Why you should care
The Rev. King, and his great oratorical skills, had impact far beyond American shores. He’s remembered in Berlin.
“Where people break down the dividing wall of hostility which separates them from their brothers, Christ achieves his ministry of reconciliation.” One speech, two locations and very different impacts.
The Rev. Martin Luther King Jr. spoke those words in front of more than 20,000 people in the West Berlin Waldbühne amphitheater on Sept. 13, 1964, and triggered nods of agreement. Christians in the audience understood it as a metaphor. Just months before, King had celebrated the enactment of America’s landmark Civil Rights Act of 1964, which banned discrimination.
Yet the same words repeated a few hours later in two overcrowded churches in East Berlin produced breathless silence. Because for many citizens of the German Democratic Republic, the “dividing wall” was no metaphor.
King had the opportunity to see this with his own eyes, when, in the early hours of Sept. 13, Michael Meyer, a 21-year-old jockey from the GDR, was shot while crossing the border but pulled over the wall to freedom by a U.S. soldier. King rushed to the scene, gave interviews and talked to the inhabitants of a West Berlin apartment block that had been hit by numerous bullets.
While King had been officially invited to West Berlin by Mayor Willy Brandt to join a memorial ceremony for U.S. President John F. Kennedy, the invitation to East Berlin was private, from Provost Heinrich Grüber. Grüber had joined the church resistance against the Nazis and was imprisoned in a concentration camp. But by 1964 he’d become a critic of the restrictive church politics of the GDR’s ruling party, the SED (Socialist Unity Party of Germany). He had been barred from visiting his parishes in the GDR since the erection of the wall in 1961. Perhaps Grüber sought a way to support his colleagues in East Berlin, some of whom had been driven to the west or arrested.
U.S. authorities had confiscated King’s passport in West Berlin, possibly out of concern for his safety or because they intended to deny him a popular event in the east. However, GDR border guards recognized the preacher and, after a quick phone call to superiors, allowed him to enter. King’s American Express card was all the identification he needed.
What he couldn’t have imagined at Checkpoint Charlie: The church (Marienkirche) in which he was to talk was overflowing an hour before he was supposed to arrive. This despite an SED order to newspapers not to mention the visit. Only a small board outside the church announced the event, and yet, around 3,000 GDR citizens showed up. The pleas of church leaders to the hundreds of people waiting to please leave fell upon deaf ears. After a short deliberation, they announced that King would hold a second speech in the nearby Sophienkirche.

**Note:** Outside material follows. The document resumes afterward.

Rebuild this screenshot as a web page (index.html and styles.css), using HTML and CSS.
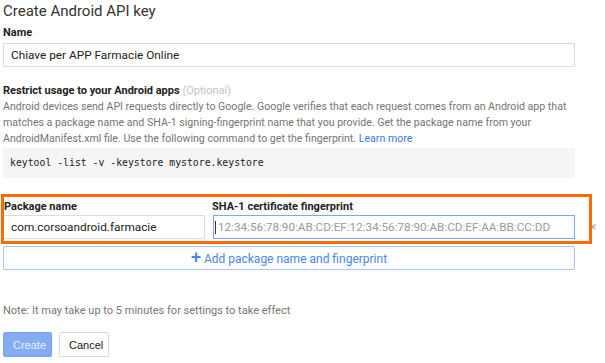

While King’s criticism of the U.S. government and his fight against apartheid appealed to GDR leaders, King’s campaigns for peaceful mass protest did not.
King captured the audience with his first words. He delivered greetings to “dear Christian friends from East Berlin” from the Christians in the western part of the city and from the United States, and he thanked his parents, who had given him the name of the great German reformer Martin Luther.
“We, who felt trapped and abandoned, were sent greetings from Christians in the west. This really moved me,” remembers one member of the audience. King then talked about his beliefs, his philosophy of nonviolence and his vision, without commenting on recent events.
“Here are God’s children on both sides of the wall, and no man-made barrier can destroy this fact,” King shouted. “With this faith we will be able to tear out of the mountain of despair a stone of hope.” In faith, people can stand up for freedom “in the knowledge that one day we will be free.”
Of course, the SED regime needed to know what was going on in the church. Stasi spies joined and a photographer from the feared secret service took impressive pictures. In July 1964, GDR newspapers such as the Neues Deutschland had praised the “negro leader Dr. Martin Luther King” for denouncing the nomination of conservative Barry Goldwater for U.S. president. But the GDR press published only dry reports on the speech that day and failed to mention King’s words about barriers and walls. There was a halfhearted attempt to portray King as a labor leader.
Stefan Appelius, political scientist and professor of contemporary history from the University of Oldenburg, says that while King’s criticism of the U.S. government and his fight against apartheid appealed to GDR leaders, King’s campaigns for peaceful mass protest did not. “This was something to which the GDR leaders could not really relate,” he said.
Martin Luther King’s visit to East Berlin came to an end in the restaurant of the Hospiz an der Friedrichstraße. The Hotel Albrechtshof stands there today, and a plaque bears a reminder of the visit. Photos from the meal show the American minister at the table in enthusiastic discussions with the East Berlin pastors as they enjoyed beer, wine and fat cigars.
The visit had a lasting effect. “His call to have courage, to resist peacefully … gave many people the strength to protest against the crushing of the ‘Prague Spring’ — the uprising against Communist rule in Czechoslovakia — four years later,” says Appelius.